Cryptocurrency and Bitcoin exchanges differ in various aspects, including:
- Fiat Currency Support: Some exchanges support a wide range of fiat currencies, making it easier for users from different countries to buy Bitcoin using their local currency.
- Trading Fees: Exchanges charge fees for buying, selling, and withdrawing cryptocurrencies. These fees can vary significantly between exchanges.
- Security: The level of security and measures taken to protect users’ funds and data can vary among exchanges. Choose exchanges with robust security features and a good track record in terms of safety.
- User Interface and Experience: The user interface and overall user experience can differ significantly, ranging from simple and beginner-friendly to advanced and more suitable for experienced traders.
- Trading Options: Some exchanges offer advanced trading features like margin trading and futures contracts, while others focus on simplicity for casual users.
- Regulation and Compliance: Exchanges may have different levels of compliance with regulatory requirements, affecting the availability of their services in certain regions.
- Liquidity: High liquidity on an exchange means there are enough buyers and sellers, leading to better prices and faster execution of trades.
How Can I Store Bitcoin?
As mentioned above, let’s take a closer look at the details of the safe storage of Bitcoin is essential to protect your investment and prevent unauthorized access to your digital assets! There are several ways to store Bitcoin, each offering different levels of security and accessibility. Here are the most common ones:
Software Wallets
- On Desktop: These are applications installed on your computer that give you full control over your private keys. Examples include Electrum (for Bitcoin) and Exodus.
- On Mobile: Installed on your smartphone, mobile wallets offer convenience and easy access. Popular options include Mycelium (for Bitcoin) and Trust Wallet.
- Online (Web wallets): Web-based wallets are accessible through a browser and offer convenience, but they rely on third-party servers. It’s generally recommended that you only use online wallets for small amounts and daily spending. Examples include Coinbase and Blockchain.info.
Hardware wallets
Hardware wallets are physical devices that store your private keys offline for added security. The main point is the keys never leave the device, reducing the risk of online threats! Popular hardware wallets include Ledger Nano S, Ledger Nano X, Trezor Model T, and Trezor One.
Paper wallets
Paper wallets are physical copies of your private and public bitcoin keys printed on paper or you can even write it with your own hand.

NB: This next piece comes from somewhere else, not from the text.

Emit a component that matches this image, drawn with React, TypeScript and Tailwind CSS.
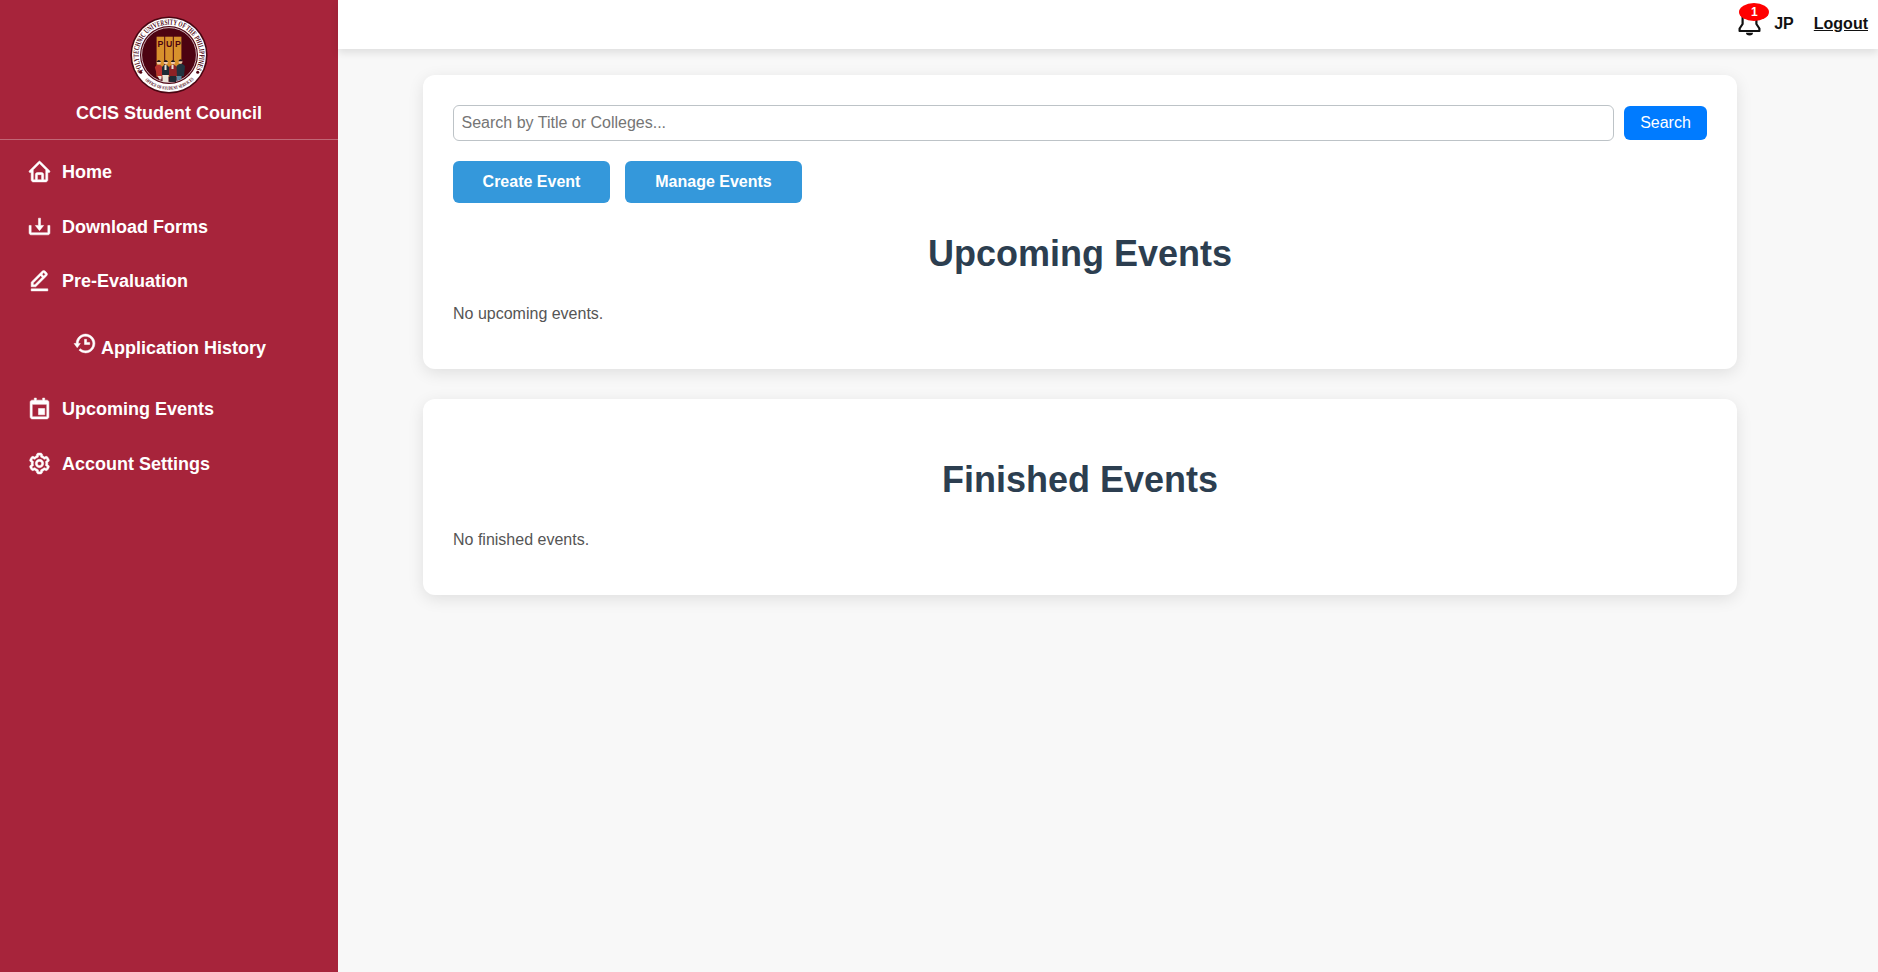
import React from "react";
import { BiHome, BiDownload, BiEditAlt, BiHistory, BiCalendarEvent, BiCog } from "react-icons/bi";

function Seal() {
  return (
    <svg viewBox="0 0 78 78" className="h-[78px] w-[78px]">
      <defs>
        <path id="arcTop" d="M 13.450 55.490 A 30.400 30.400 0 1 1 64.550 55.490" />
        <path id="arcBottom" d="M 13.540 62.760 A 34.900 34.900 0 0 0 64.460 62.760" />
      </defs>
      <circle cx="39" cy="39" r="38.6" fill="#4a0612" />
      <circle cx="39" cy="39" r="37" fill="#fff" />
      <circle cx="39" cy="39" r="29" fill="#4d0311" />
      <circle cx="39" cy="39" r="27.4" fill="none" stroke="#f3e6e8" strokeWidth="0.8" />
      <rect x="26.6" y="20.700" width="7.6" height="40" fill="#d8912c" />
      <rect x="35.2" y="20.700" width="7.6" height="40" fill="#d8912c" />
      <rect x="43.8" y="20.700" width="7.6" height="40" fill="#d8912c" />
      <text x="27.600" y="31.200" letterSpacing="2.600" fontFamily="Liberation Sans, sans-serif" fontWeight="700" fontSize="8.800" fill="#4d0311">
        PUP
      </text>
      <path d="M24.800 51q4-5 7.700 0v11l-5-1z" fill="#b8322e" />
      <path d="M32 51q3.500-5 7 0v8h-7z" fill="#1d2a34" />
      <path d="M39 51q3.800-5 8 0v9h-8z" fill="#8c2226" />
      <path d="M46.500 50q4.500-5 8.500 0l-1 10-7 1z" fill="#22333f" />
      <path d="M34.500 49h2v5h-2zM41.500 49h2v4h-2zM27.500 60h4v3.500h-2zM32.500 59h6v7h-6z" fill="#e9e4da" />
      <path d="M39.500 60h6.500v6h-6.500z" fill="#1d2a34" />
      <path d="M46.500 60h5v3l-5 2z" fill="#5a86a0" />
      <g fill="#f0c8a8">
        <circle cx="28.800" cy="46.500" r="2" />
        <circle cx="35.800" cy="46.500" r="2" />
        <circle cx="43" cy="46.500" r="2" />
        <circle cx="50.500" cy="45.800" r="2" />
      </g>
      <path d="M26.500 46q2.300-4 4.600 0zM33.500 46q2.300-4 4.600 0zM40.700 46q2.300-4 4.600 0zM48.200 45.300q2.300-4 4.600 0z" fill="#1c1317" />
      <circle cx="10.700" cy="56.300" r="1.500" fill="#4d0311" />
      <circle cx="67.700" cy="56.300" r="1.500" fill="#4d0311" />
      <g fontFamily="Liberation Serif, serif" fontWeight="700" fill="#4d0311">
        <text fontSize="7.800">
          <textPath href="#arcTop" startOffset="1" textLength="126" lengthAdjust="spacingAndGlyphs">
            POLYTECHNIC UNIVERSITY OF THE PHILIPPINES
          </textPath>
        </text>
        <text fontSize="4.800">
          <textPath href="#arcBottom" startOffset="2" textLength="54" lengthAdjust="spacingAndGlyphs">
            OFFICE OF STUDENT SERVICES
          </textPath>
        </text>
      </g>
    </svg>
  );
}

function Bell() {
  return (
    <svg viewBox="0 0 23 36" className="h-9 w-[23px]" fill="none" stroke="#111" strokeWidth="2.2">
      <path d="M4.600 24V15a6.900 6.900 0 0 1 13.800 0v9l3 4.500v2.500H1.600v-2.500z" strokeLinejoin="round" />
      <path d="M8 32.800h7a3.500 2.600 0 0 1-7 0z" fill="#111" stroke="none" />
    </svg>
  );
}

const navigation = [
  { label: "Home", Icon: BiHome },
  { label: "Download Forms", Icon: BiDownload },
  { label: "Pre-Evaluation", Icon: BiEditAlt },
  { label: "Application History", Icon: BiHistory, nested: true },
  { label: "Upcoming Events", Icon: BiCalendarEvent },
  { label: "Account Settings", Icon: BiCog },
];

function Sidebar() {
  return (
    <aside className="w-[338px] shrink-0 bg-[#a7243b] text-white">
      <div className="flex h-[140px] flex-col items-center border-b border-white/30 pt-4">
        <Seal />
        <h2 className="mt-[9px] text-[18px] leading-[21px] font-bold">CCIS Student Council</h2>
      </div>
      <nav className="pt-1">
        {navigation.map(({ label, Icon, nested }) =>
          nested ? (
            <a key={label} href="#" className="flex h-[73px] items-center pt-[6px] pl-[72px] text-[18px] leading-[21px] font-bold">
              <Icon className="mr-1 mb-2 h-[25px] w-[25px] stroke-current stroke-[0.5]" />
              <span className="pt-[2px]">{label}</span>
            </a>
          ) : (
            <a key={label} href="#" className="flex h-[54.7px] items-center pl-[27px] text-[18px] leading-[21px] font-bold">
              <Icon className="mr-[10px] h-[25px] w-[25px] stroke-current stroke-[0.5]" />
              <span className="pt-[2px]">{label}</span>
            </a>
          )
        )}
      </nav>
    </aside>
  );
}

function Header() {
  return (
    <header className="z-10 flex h-[49px] shrink-0 items-start justify-end bg-white pr-[10px] text-base leading-[18px] font-bold text-[#111] shadow-[0_4px_8px_rgba(0,0,0,0.1)]">
      <div className="relative mr-[13px]">
        <Bell />
        <span className="absolute top-[3px] left-px flex h-[18px] w-[30px] items-center justify-center rounded-[50%] bg-[#ff0000] text-[12px] text-white">
          1
        </span>
      </div>
      <span className="mt-[15px] mr-[20px]">JP</span>
      <a href="#" className="mt-[15px] underline">Logout</a>
    </header>
  );
}

function EventSection({ title, empty, children }: { title: string; empty: string; children?: React.ReactNode }) {
  return (
    <section className="rounded-xl bg-white px-[30px] pt-[30px] pb-[46px] shadow-[0_4px_16px_rgba(0,0,0,0.1)]">
      {children}
      <h1 className="mt-[30px] text-center text-[36px] leading-[41px] font-bold text-[#2c3e50]">{title}</h1>
      <p className="mt-[31px] text-base leading-[18px] text-[#555]">{empty}</p>
    </section>
  );
}

export default function App() {
  return (
    <div className="flex h-screen overflow-hidden bg-[#f8f8f8] font-['Liberation_Sans',Arial,sans-serif]">
      <Sidebar />
      <div className="flex flex-1 flex-col">
        <Header />
        <main className="flex flex-col gap-[30px] pt-[26px] pr-[141px] pl-[85px]">
          <EventSection title="Upcoming Events" empty="No upcoming events.">
            <div className="flex items-center gap-[10px]">
              <input
                className="h-9 flex-1 rounded-[6px] border border-[#bdc3c7] px-[7.5px] text-base placeholder:text-[#757575]"
                placeholder="Search by Title or Colleges..."
              />
              <button className="h-[34px] w-[83px] rounded-[6px] bg-[#007bff] text-base text-white">Search</button>
            </div>
            <div className="mt-5 flex gap-[15px]">
              <button className="h-[42px] w-[157px] rounded-[6px] bg-[#3498db] text-base font-bold text-white">Create Event</button>
              <button className="h-[42px] w-[177px] rounded-[6px] bg-[#3498db] text-base font-bold text-white">Manage Events</button>
            </div>
          </EventSection>
          <EventSection title="Finished Events" empty="No finished events." />
        </main>
      </div>
    </div>
  );
}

They are generated offline, making them highly secure. However, they require careful handling to avoid loss or damage, so you have to be very careful!
Websites such as bitaddress.org can help you create a paper wallet.
Brain wallets
“Brain wallets” are created by you memorizing a passphrase that acts as your private key. While this method allows easy access to your funds without physical hardware, it is susceptible to brute force attacks and is generally not recommended due to the risk of forgetting or losing the passphrase.
Custodial services
Some third-party platforms, such as cryptocurrency exchanges and custodial wallets, offer to store your Bitcoin on your behalf. While this may be convenient, it means that you are entrusting the security of your funds to the service provider. It’s generally advisable to only use custodial services with reputable and well-established companies.
Some Important Security Tips
- Always keep your private keys safe and never share them with anyone.
- Use strong, unique passwords for your wallets.
- Enable two-factor authentication (2FA) wherever possible to add an extra layer of security.
- Back up your wallet regularly to ensure you can recover your funds if your device is lost or fails.
- If you use hardware or paper wallets, make sure you buy them directly from official sources to avoid potential tampering.